Nov 11, 2013, Vol. 19, No. 09 • By MATTHEW CONTINETTI
This “self-mute” strategy, replicated by Ken Cuccinelli in the Virginia governor’s race, has four negative consequences. It allows Democrats to frame the debate—and, as APIA observes, “In a country deeply conflicted by the issue of abortion, the party that aggressively frames the debate stands to win.” The self-mute strategy also prevents the GOP from attracting new voters who may not agree with the party on economics but do agree on social and cultural matters. It lets Democrats pay no price for pro-choice extremism. And it gives social conservatives hardly any reason to pull the lever for Republicans. Why vote when neither candidate speaks your language?
The self-mute strategy is intended to create more space for the Republican economic message. But that message can be unpleasant to the ear. The success of past GOP tax policy has led to a situation in which reductions in marginal income tax rates no longer have widespread appeal. The Republican celebration of the heroic entrepreneur and job creator falls flat in a country where Horrible Bosses is a box-office hit. One of the top concerns of voters, prices rising faster than one might gather from the official statistics, is hardly addressed by either party. Working families with kids want to hear politicians speak to their concerns: increasing health and tuition costs and a moribund job market. What they often hear from Republicans are prophetic warnings about debt and deficits, and the necessity of cuts in entitlements and in the corporate income tax. No wonder they tune out.

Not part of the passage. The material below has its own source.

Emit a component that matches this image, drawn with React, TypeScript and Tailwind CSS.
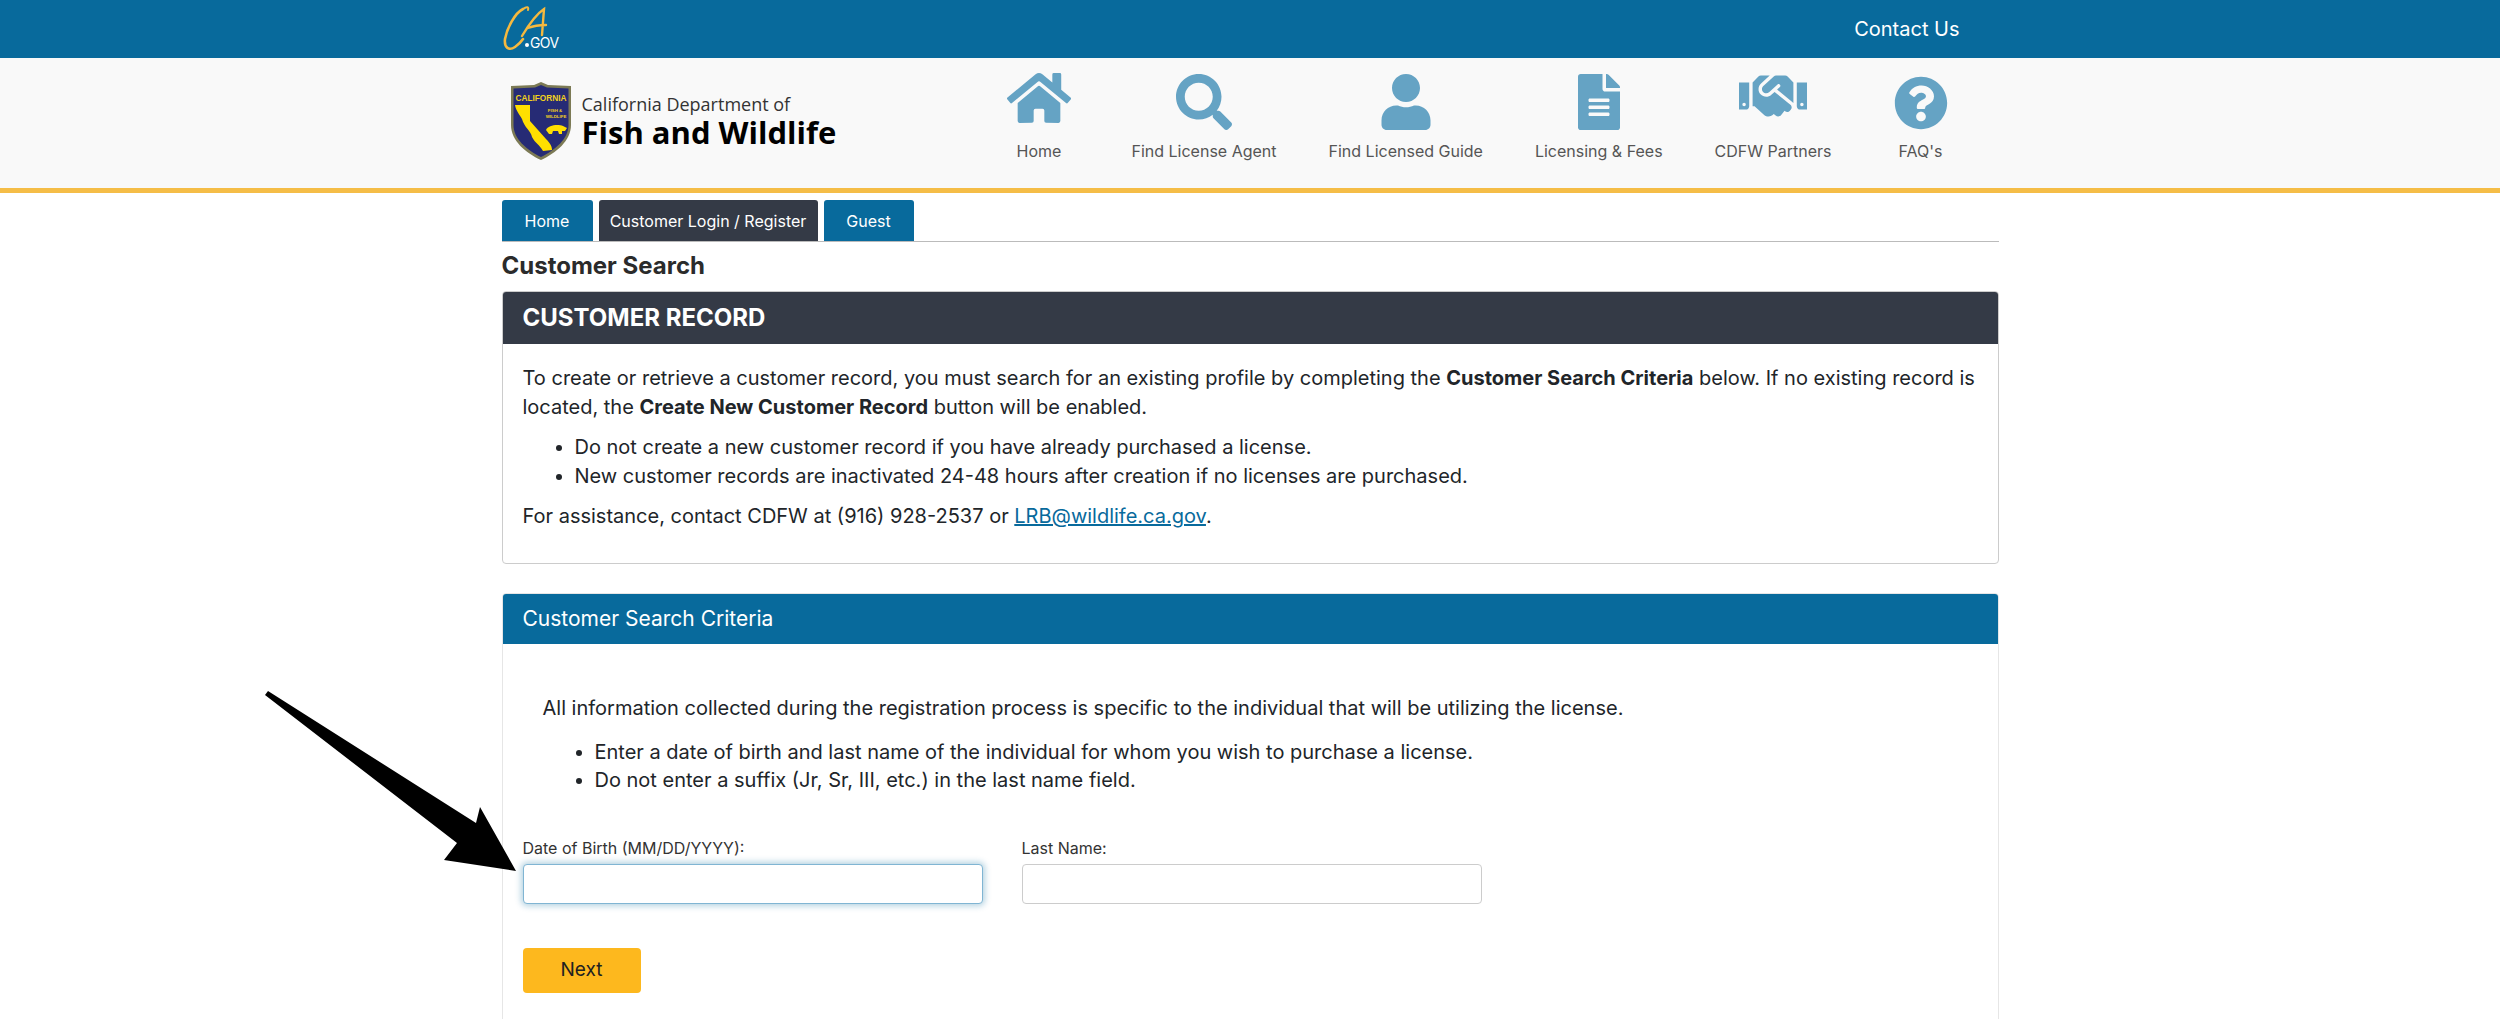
import { FaHome, FaSearch, FaUser, FaFileAlt, FaHandshake, FaQuestionCircle } from "react-icons/fa";

const nav = [
  { label: "Home", icon: FaHome, size: "text-[64px]", box: "w-[81px]" },
  { label: "Find License Agent", icon: FaSearch, size: "text-[56px]", box: "" },
  { label: "Find Licensed Guide", icon: FaUser, size: "text-[56px]", box: "" },
  { label: "Licensing & Fees", icon: FaFileAlt, size: "text-[56px]", box: "" },
  { label: "CDFW Partners", icon: FaHandshake, size: "text-[68px]", box: "" },
  { label: "FAQ's", icon: FaQuestionCircle, size: "text-[54px]", box: "w-[74px]" },
];

function CaGov() {
  return (
    <svg width="60" height="50" viewBox="0 0 60 50" className="block">
      <path d="M21 5 C13 9 5 24 3 35 C2 44 7 47 13 43 C16 41 19 38 21 35" fill="none" stroke="#f5b93f" strokeWidth="2.6" strokeLinecap="round" />
      <path d="M21 5 C25 2 27 3 26 6" fill="none" stroke="#f5b93f" strokeWidth="2" strokeLinecap="round" />
      <path d="M20 32 C26 22 33 11 42 5 L40 31 M26 24 C31 22 38 21 44 21" fill="none" stroke="#f5b93f" strokeWidth="2.4" strokeLinecap="round" />
      <circle cx="25" cy="41" r="2" fill="#fff" />
      <text x="28" y="44" fill="#fff" fontSize="14" fontFamily="Inter, sans-serif" letterSpacing="-0.6">GOV</text>
    </svg>
  );
}

function Shield() {
  return (
    <svg width="62" height="80" viewBox="0 0 62 80" className="block">
      <path d="M31 1 L38 4 L61 5 L61 44 C61 60 46 72 31 79 C16 72 1 60 1 44 L1 5 L24 4 Z" fill="#7c7a55" />
      <path d="M31 4 L37 6.5 L58.5 7.5 L58.5 44 C58.5 58 45 69 31 76 C17 69 3.5 58 3.5 44 L3.5 7.5 L25 6.5 Z" fill="#262b75" />
      <text x="31" y="20" textAnchor="middle" fill="#f2d21b" fontSize="9.5" fontWeight="700" fontFamily="Liberation Sans, sans-serif" textLength="51" lengthAdjust="spacingAndGlyphs">CALIFORNIA</text>
      <text x="45" y="31" textAnchor="middle" fill="#f2d21b" fontSize="4.4" fontWeight="700" fontFamily="Liberation Sans, sans-serif">FISH &amp;</text>
      <text x="46" y="37" textAnchor="middle" fill="#f2d21b" fontSize="4.4" fontWeight="700" fontFamily="Liberation Sans, sans-serif">WILDLIFE</text>
      <path d="M5 24 L20 24 L20 40 L36 58 C41 63 42 66 42 69 L33 70 C30 64 25 62 22 56 C21 50 14 46 12 38 C10 34 6 30 5 24 Z" fill="#ffdf00" />
      <path d="M36 49 C38 44 48 43 53 45 L57 47 L55 50 L52 50 L52 53 L49 53 L48 50 L43 50 L42 53 L39 53 Z" fill="#ffdf00" />
    </svg>
  );
}

export default function App() {
  return (
    <div className="relative h-[1019px] overflow-hidden bg-white font-['Inter',sans-serif] text-[#212529]">
      <div className="h-[58px] bg-[#086a9c]">
        <div className="mx-auto flex h-full w-[1497px] items-center justify-between pr-[39px] pl-0">
          <CaGov />
          <a className="text-[20px] text-white">Contact Us</a>
        </div>
      </div>
      <header className="h-[135px] border-b-[5px] border-[#f5bd47] bg-[#f9f9f9]">
        <div className="mx-auto flex h-full w-[1497px] items-start justify-between pr-[41px]">
          <div className="mt-[23px] ml-[8px] flex items-center gap-[10px]">
            <Shield />
            <div>
              <div className="text-[18px] leading-[22px] text-[#333] font-['Open_Sans',sans-serif]">California Department of</div>
              <div className="text-[31px] leading-[34px] font-bold text-black font-['Open_Sans',sans-serif]">Fish and Wildlife</div>
            </div>
          </div>
          <nav className="flex gap-[52px]">
            {nav.map((n) => {
              const Icon = n.icon;
              return (
                <div key={n.label} className={`flex flex-col items-center ${n.box}`}>
                  <div className={`flex h-[72px] items-end text-[#65a3c4] ${n.size}`}>
                    <Icon />
                  </div>
                  <span className="mt-[11px] text-[16px] leading-[20px] whitespace-nowrap text-[#555]">{n.label}</span>
                </div>
              );
            })}
          </nav>
        </div>
      </header>
      <main className="mx-auto w-[1497px]">
        <div className="mt-[7px] flex gap-[6px] border-b border-[#bbb]">
          <div className="flex h-[41px] w-[91px] items-center justify-center rounded-t-[3px] bg-[#086a9c] text-[16px] text-white">Home</div>
          <div className="flex h-[41px] w-[219px] items-center justify-center rounded-t-[3px] bg-[#343a46] text-[16px] text-white">Customer Login / Register</div>
          <div className="flex h-[41px] w-[90px] items-center justify-center rounded-t-[3px] bg-[#086a9c] text-[16px] text-white">Guest</div>
        </div>
        <h1 className="mt-[8px] text-[24px] leading-[32px] font-bold text-[#2b2b2b]">Customer Search</h1>
        <section className="mt-[9px] h-[273px] rounded-[4px] border border-[#ccc]">
          <div className="flex h-[52px] items-center rounded-t-[3px] bg-[#343a46] px-[20px] text-[24px] font-bold text-white">CUSTOMER RECORD</div>
          <div className="px-[20px] pt-[20px] text-[20px] leading-[29px]">
            <p>To create or retrieve a customer record, you must search for an existing profile by completing the <b>Customer Search Criteria</b> below. If no existing record is located, the <b>Create New Customer Record</b> button will be enabled.</p>
            <ul className="mt-[11px] list-disc pl-[52px]">
              <li>Do not create a new customer record if you have already purchased a license.</li>
              <li>New customer records are inactivated 24-48 hours after creation if no licenses are purchased.</li>
            </ul>
            <p className="mt-[11px]">For assistance, contact CDFW at (916) 928-2537 or <a className="text-[#086a9c] underline">LRB@wildlife.ca.gov</a>.</p>
          </div>
        </section>
        <section className="mt-[29px] h-[500px] rounded-[4px] border border-[#e6e6e6]">
          <div className="flex h-[50px] items-center rounded-t-[3px] bg-[#086a9c] px-[20px] text-[21px] text-white">Customer Search Criteria</div>
          <div className="px-[20px] pt-[50px]">
            <div className="pl-[20px] text-[20px] leading-[28px]">
              <p>All information collected during the registration process is specific to the individual that will be utilizing the license.</p>
              <ul className="mt-[16px] list-disc pl-[52px]">
                <li>Enter a date of birth and last name of the individual for whom you wish to purchase a license.</li>
                <li>Do not enter a suffix (Jr, Sr, III, etc.) in the last name field.</li>
              </ul>
            </div>
            <div className="mt-[44px] flex gap-[39px]">
              <label className="block w-[460px]">
                <span className="block text-[16px] leading-[20px] text-[#333]">Date of Birth (MM/DD/YYYY):</span>
                <input className="mt-[6px] block h-[40px] w-full rounded-[4px] border border-[#80b5d3] bg-white shadow-[0_0_6px_2px_rgba(8,106,156,0.3)] outline-none" />
              </label>
              <label className="block w-[460px]">
                <span className="block text-[16px] leading-[20px] text-[#333]">Last Name:</span>
                <input className="mt-[6px] block h-[40px] w-full rounded-[4px] border border-[#ccc] bg-white outline-none" />
              </label>
            </div>
            <button className="mt-[44px] flex h-[45px] w-[118px] items-center justify-center rounded-[4px] bg-[#fdb81e] text-[19px] text-[#212121]">Next</button>
          </div>
        </section>
      </main>
      <svg className="pointer-events-none absolute top-0 left-0" width="2500" height="1019" viewBox="0 0 2500 1019">
        <polygon points="268,691 476,823 480,807 516,871 444,860 457,843 265,695" fill="#000" />
      </svg>
    </div>
  );
}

Labor Republicans can do better. They can link Obamacare to Americans’ declining standard of living. They can champion innovative education reforms like changes to accreditation or a Texas-style $10,000 bachelor’s degree. They can reintroduce monetary policy to the national debate and frame their economic policies in terms of making the dollar go further. They can speak the language of the family man in exurban Ohio rather than the language of the mogul in midtown Manhattan. They can take lessons from Mike Lee and propose future-oriented, positive legislation designed to benefit working Americans. Not every piece of legislation will satisfy small-government conservatives and fervent libertarians, who more often want to discuss cutting government than making it work for the people. But in fact a middle-class agenda—a working Americans agenda, a labor agenda—would help shape the kind of America almost all conservatives would like to see. “By 1980,” Lee said, “the movement had forged an agenda for its time—and only then did it succeed.” It can again.